Giovannino Guareschi.
Uno dei più venduti e tradotti scrittori del Novecento italiano, le cui opere e personaggi, in primis il parroco don Camillo e il suo naturale antagonista, il sindaco comunista Peppone, nonostante il passare degli anni, rimangono amati e tramandati grazie alla verve e alla “visione di vita” del loro creatore.
Per tutta la sua esistenza, fu fedele al suo ben noto carattere di “bastian contrario”, dovuto al suo essere ribelle, sempre pronto ad attaccare, senza la benché minima paura o riverenza, quei bersagli che più considerava meritevoli di critica, finendo anche per essere incarcerato per quattrocento nove giorni con l’accusa di vilipendio nei confronti di Luigi Einaudi e di Alcide de Gasperi.
A garantirgli una meritata immortalità, insieme ai suoi scritti, i cinque film cinematografici dedicati a Don Camillo, che possono vantare l’interpretazione di due veri attori di classe del calibro di Fernandel e di Gino Cervi, i cui volti ormai sono scolpiti nell’immaginario come rappresentazione visiva dei due personaggi. Una cosa che sanno in pochi, però, è che il primo film della saga, «Don Camillo» diretto dal regista francese Julien Duvivier, era in lizza per l’Oscar come miglior film straniero nel 1953 ma, dato che la CIA lo considerava troppo «di sinistra», riuscì a farlo escludere dallo slot delle candidature.
Ma questa non fu l’unica volta che la CIA ostacolò il cammino del creatore del “Piccolo Mondo”; nel 1965 l’Accademia Reale Svedese, su segnalazione di Mario Manlio Rossi, professore di filosofia e letteratura all’Università di Edimburgo, lo aveva inserito nella lista di nomi a cui concedere il Premio Nobel per La Letteratura, insieme ad Alberto Moravia, Giuseppe Ungaretti e al filosofo Pietro Ubaldi. Quell’anno, il vincitore fu lo scrittore russo Michail Sholokhov, che lo vinse grazie all’interferenza dei servizi segreti americani, disposti a tutto per bloccare uno scrittore per loro fin troppo «scomodo» per la sua nota e straripante irriverenza verso le istituzioni e qualsiasi potere politico.
Come mai un tale accanimento contro di lui ?

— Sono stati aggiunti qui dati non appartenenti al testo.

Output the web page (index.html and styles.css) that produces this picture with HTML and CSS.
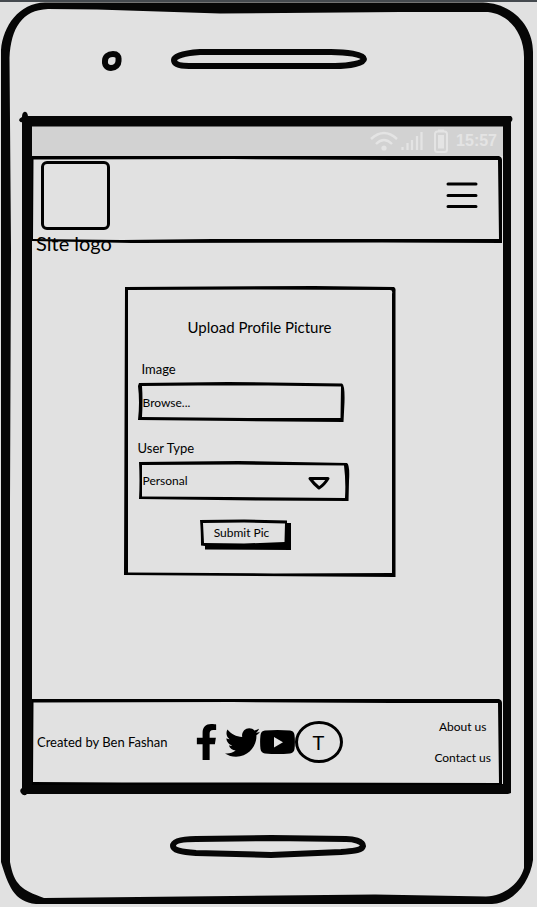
FILE: index.html
```html
<!DOCTYPE html>
<html lang="en">
<head>
<meta charset="utf-8">
<meta name="viewport" content="width=device-width, initial-scale=1">
<title>Upload Profile Picture</title>
<link rel="stylesheet" href="styles.css">
</head>
<body>
<div class="phone">
  <svg class="sketch" viewBox="0 2 537 905" preserveAspectRatio="none" aria-hidden="true">
    <path fill="#060606" fill-rule="evenodd" d="M1 50C3 26 19 3 45 2.500L483 2.500C510 3 533 24 533 52L533 860C530 882 514 903 492 904L36 904C14 902 8 885 1 862ZM9.500 58C11 28 22 10 48 9L97 9.500L220 13.500L400 12L488 12C508 14 524 32 524 57L524 868C520 882 506 896 486 896.500L375 894.500L44 898C22 890 14 885 10 862L10 500L11 250Z"/>
  </svg>

  <div class="bezel bezel-top">
    <svg class="camera" viewBox="0 0 20 20" aria-hidden="true"><path d="M11 3C15 3 17 5 16.500 9C17 14 13 17 9 17C5 17 2.500 14 3 10C3 6 6 3 11 3Z"/></svg>
    <svg class="speaker" viewBox="0 0 197 24" aria-hidden="true"><path d="M30 4C15 5 4 8 4 12C4 16 9 18 19 18L165 18C180 18 194 15 194 11C194 6 175 4 161 4Z"/></svg>
  </div>

  <div class="screen">
    <svg class="sketch" viewBox="0 0 490 678" preserveAspectRatio="none" aria-hidden="true">
      <path fill="#060606" fill-rule="evenodd" d="M0 1Q-4 3-2.500 5Q-1 7 0 6V672Q-3 674-1 677Q2 681 5 678H486L489 677V6Q492 3 489 0H6Q5-5 2-4Q0-3 0 1ZM10 10.500H481V668H10Z"/>
    </svg>

    <div class="status">
      <svg width="28" height="20" viewBox="0 0 28 20" fill="none" stroke="#e4e4e4" stroke-width="2.400" role="img" aria-label="Wi-Fi"><path d="M1 8Q14-4 27 8M6 13Q14 5 22 13"/><circle cx="14" cy="17" r="2.600" fill="#e4e4e4" stroke="none"/></svg>
      <svg class="signal" width="22" height="20" viewBox="0 0 22 20" stroke="#e4e4e4" stroke-width="2.200" role="img" aria-label="Signal"><path d="M1.500 19V16M6.500 19V12M11 19V9M16 19V5M20.500 19V1"/></svg>
      <svg class="battery" width="14" height="24" viewBox="0 0 14 24" role="img" aria-label="Battery"><rect x="1" y="2.500" width="12" height="20.500" rx="2.500" fill="none" stroke="#e4e4e4" stroke-width="2"/><path d="M4 6H10V19.500H4ZM4 .5H10V2.500H4Z" fill="#e4e4e4"/></svg>
      <time>15:57</time>
    </div>

    <header class="site-header">
      <svg class="sketch" viewBox="0 0 470 86" preserveAspectRatio="none" aria-hidden="true">
        <path fill="#000" fill-rule="evenodd" d="M0 0H467Q470 1 470 4V87L350 86.500L100 87L0 85ZM1.500 3.500L200 3L360 4L466 4L467 83L180 83L90 84L1 83Z"/>
      </svg>
      <a class="brand" href="#">
        <span class="logo"></span>
        <span class="brand-name">Site logo</span>
      </a>
      <button class="menu" type="button" aria-label="Menu">
        <svg width="32" height="28" viewBox="0 0 32 28" stroke="#000" stroke-width="3" stroke-linecap="round" aria-hidden="true"><path d="M2 3H30M2 14.500H30M2 25.500H30"/></svg>
      </button>
    </header>

    <main>
      <form class="card">
        <svg class="sketch" viewBox="0 0 272 290" preserveAspectRatio="none" aria-hidden="true">
          <path fill="#000" fill-rule="evenodd" d="M1 1L190 0L270 1Q272 2 271.500 5V290L200 289.500L0 288ZM4 4L130 3.500L266 4Q269 4 268 8V286L150 286.500L4 285.500Z"/>
        </svg>
        <h1>Upload Profile Picture</h1>
        <label class="label-inset" for="image">Image</label>
        <div class="field">
          <svg class="sketch" viewBox="0 0 210 40" preserveAspectRatio="none" aria-hidden="true">
            <path fill="#000" fill-rule="evenodd" d="M1 1L90 0L204 1.500Q207 3 206.500 20L205.500 40L100 39L0 38Q2 20 0 4ZM4 4L60 3.500L130 3.500L203 4.500L202.500 36L110 36L4 35Q5 18 4 4Z"/>
          </svg>
          <input id="image" type="text" value="Browse..." readonly>
        </div>
        <label for="user-type">User Type</label>
        <div class="field">
          <svg class="sketch" viewBox="0 0 210 40" preserveAspectRatio="none" aria-hidden="true">
            <path fill="#000" fill-rule="evenodd" d="M1 1L100 0L209 2Q212 4 211 20L210.500 40L120 39.500L1 38Q2 20 1 1ZM4 4L100 3.500L206 4.500Q208 20 207 37L90 36L4 35.500Q4 20 4 4Z"/>
          </svg>
          <select id="user-type"><option>Personal</option></select>
          <svg class="arrow" viewBox="0 0 24 16" aria-hidden="true"><path d="M3 3.500H21Q17 10 12 13Q7 9 3 3.500Z" fill="none" stroke="#000" stroke-width="3" stroke-linejoin="round"/></svg>
        </div>
        <button class="submit" type="submit">
          <svg class="sketch" viewBox="0 0 92 31" preserveAspectRatio="none" aria-hidden="true">
            <path fill="#000" fill-rule="evenodd" d="M1 1L45 .5L88 1.500V4H92V31L6 30.500V27L2 26.500Q2 12 1 1ZM4 4L45 3.500L86 4.500L85.500 23L45 24.500L5 24Z"/>
          </svg>
          <span>Submit Pic</span>
        </button>
      </form>
    </main>

    <footer>
      <svg class="sketch" viewBox="0 0 470 86" preserveAspectRatio="none" aria-hidden="true">
        <path fill="#000" fill-rule="evenodd" d="M0 0H467Q470 1 470 4V86H0ZM1.500 3.500L200 3L360 4L466 4L467 84L180 83.500L90 83.500L1 83Z"/>
      </svg>
      <p>Created by Ben Fashan</p>
      <nav class="social" aria-label="Social">
        <a class="facebook" href="#" aria-label="Facebook"><svg width="21" height="36" viewBox="18 0 284 512" aria-hidden="true"><path d="M279.140 288l14.220-92.660h-88.910v-60.130c0-25.350 12.420-50.060 52.240-50.060h40.420V6.260S260.430 0 225.360 0c-73.220 0-121.080 44.380-121.080 124.720v70.620H22.890V288h81.390v224h100.170V288z"/></svg></a>
        <a href="#" aria-label="Twitter"><svg width="35" height="35" viewBox="0 0 512 512" aria-hidden="true"><path d="M459.370 151.716c.325 4.548.325 9.097.325 13.645 0 138.720-105.583 298.558-298.558 298.558-59.452 0-114.680-17.219-161.137-47.106 8.447.974 16.568 1.299 25.340 1.299 49.055 0 94.213-16.568 130.274-44.832-46.132-.975-84.792-31.188-98.112-72.772 6.498.974 12.995 1.624 19.818 1.624 9.421 0 18.843-1.300 27.614-3.573-48.081-9.747-84.143-51.980-84.143-102.985v-1.299c13.969 7.797 30.214 12.670 47.431 13.319-28.264-18.843-46.781-51.005-46.781-87.391 0-19.492 5.197-37.360 14.294-52.954 51.655 63.675 129.300 105.258 216.365 109.807-1.624-7.797-2.599-15.918-2.599-24.040 0-57.828 46.782-104.934 104.934-104.934 30.213 0 57.502 12.670 76.670 33.137 23.715-4.548 46.456-13.320 66.599-25.340-7.798 24.366-24.366 44.833-46.132 57.827 21.117-2.273 41.584-8.122 60.426-16.243-14.292 20.791-32.161 39.308-52.628 54.253z"/></svg></a>
        <a href="#" aria-label="YouTube"><svg width="35" height="24" viewBox="0 0 35 24" aria-hidden="true"><path fill-rule="evenodd" d="M5 .6Q17.500-.6 30 .6Q34 1 34.500 5Q35.300 12 34.500 19Q34 23 30 23.400Q17.500 24.600 5 23.400Q1 23 .5 19Q-.3 12 .5 5Q1 1 5 .6ZM14 7V17.500L23 12.200Z"/></svg></a>
        <a class="round" href="#">T</a>
      </nav>
      <nav class="links" aria-label="Site">
        <a href="#">About us</a>
        <a href="#">Contact us</a>
      </nav>
    </footer>
  </div>

  <div class="bezel bezel-bottom">
    <svg class="speaker" viewBox="0 0 197 24" aria-hidden="true"><path d="M26 4C11 4 3 6 3 11C3 15 11 17 26 18L101 20L171 17C186 16 192 15 193 11C193 6 183 4 176 4L101 3Z"/></svg>
  </div>
</div>
</body>
</html>
```
FILE: styles.css
```css
* {
  box-sizing: border-box;
}

body {
  margin: 0;
  min-height: 100vh;
  display: flex;
  flex-direction: column;
  border-top: 2px solid #454a4f;
  background: #e1e1e1;
  color: #000;
  font: 13px/16px Lato, "Liberation Sans", sans-serif;
  font-variant-ligatures: none;
}

svg {
  display: block;
}

a {
  color: inherit;
  text-decoration: none;
}

.sketch {
  position: absolute;
  inset: 0;
  width: 100%;
  height: 100%;
  overflow: visible;
  pointer-events: none;
}

.phone {
  position: relative;
  flex: 1;
  display: flex;
  flex-direction: column;
}

.bezel {
  display: grid;
  grid-template-columns: 1fr auto 1fr;
}

.bezel-top {
  height: 114px;
  padding-top: 46px;
}

.bezel-bottom {
  height: 113px;
  padding-top: 41px;
}

.camera,
.speaker {
  fill: none;
  stroke: #060606;
  stroke-width: 6px;
}

.camera {
  width: 20px;
  margin: 3px 48px 0 0;
  justify-self: end;
}

.speaker {
  width: 197px;
  grid-column: 2;
}

.screen {
  position: relative;
  flex: 1;
  display: flex;
  flex-direction: column;
  margin: 0 25px 0 22px;
  padding: 10px 9px 9px 10px;
}

.status {
  height: 30px;
  padding-right: 6px;
  display: flex;
  align-items: center;
  justify-content: flex-end;
  background: #d2d2d2;
  color: #e4e4e4;
}

.status time {
  font: bold 16px/20px "Liberation Sans", Roboto, sans-serif;
}

.signal {
  margin: 0 11px 0 3px;
}

.battery {
  margin-right: 8px;
}

.site-header {
  position: relative;
  display: flex;
  justify-content: space-between;
  align-items: flex-start;
  margin-right: 1px;
  padding: 5px 24px 0 4px;
}

.menu {
  margin-top: 20px;
}

.brand {
  display: flex;
  flex-direction: column;
  margin-bottom: -13px;
}

.logo {
  width: 69px;
  height: 69px;
  margin: 0 5px 1px;
  border: 3px solid #000;
  border-radius: 6px;
}

.brand-name {
  font-size: 20px;
  line-height: 24px;
}

button {
  padding: 0;
  border: 0;
  background: none;
  color: inherit;
  font: inherit;
}

main {
  flex: 1;
  padding: 44px 32px 44px 16px;
}

.card {
  position: relative;
  display: flex;
  flex-direction: column;
  align-items: flex-start;
  max-width: 272px;
  margin: 0 auto;
  padding: 31px 14px 27px;
}

h1 {
  align-self: center;
  margin: 0 0 24px;
  font-size: 15px;
  line-height: 20px;
  font-weight: normal;
}

.label-inset {
  padding-left: 4px;
}

.field {
  position: relative;
  width: 100%;
  max-width: 210px;
  height: 40px;
  margin: 5px 0 18px;
}

.field input,
.field select {
  width: 100%;
  height: 100%;
  padding: 0 5px;
  border: 0;
  appearance: none;
  background: none;
  color: inherit;
  font: inherit;
  font-size: 12px;
}

.arrow {
  position: absolute;
  top: 14px;
  right: 17px;
  width: 24px;
  pointer-events: none;
}

.submit {
  position: relative;
  align-self: center;
  width: 92px;
  height: 31px;
  padding: 0 6px 4px 0;
  margin-right: 30px;
  font-size: 12px;
}

footer {
  position: relative;
  display: flex;
  align-items: center;
  height: 86px;
  margin-right: 1px;
  padding: 0 11px 0 5px;
}

footer p {
  margin: 0 28px 0 0;
  white-space: nowrap;
}

.social {
  display: flex;
  align-items: center;
}

.facebook {
  margin-right: 8px;
}

.round {
  display: grid;
  place-items: center;
  width: 48px;
  height: 42px;
  border: 3px solid #000;
  border-radius: 50%;
  font-size: 20px;
}

.links {
  display: flex;
  flex-direction: column;
  align-items: center;
  gap: 15px;
  margin-left: auto;
  font-size: 12px;
  white-space: nowrap;
}
```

La risposta più logica possibile, è che le sue storie mostravano che era possibile dialogare con la “minaccia rossa” quando ci si siede a ragionare come uomini, invece di irrigidirsi sulle proprie posizioni ideologiche, e che il comunismo non era il cosiddetto “impero del male” assoluto, come gli americani hanno pensato fino alla fine della Guerra Fredda.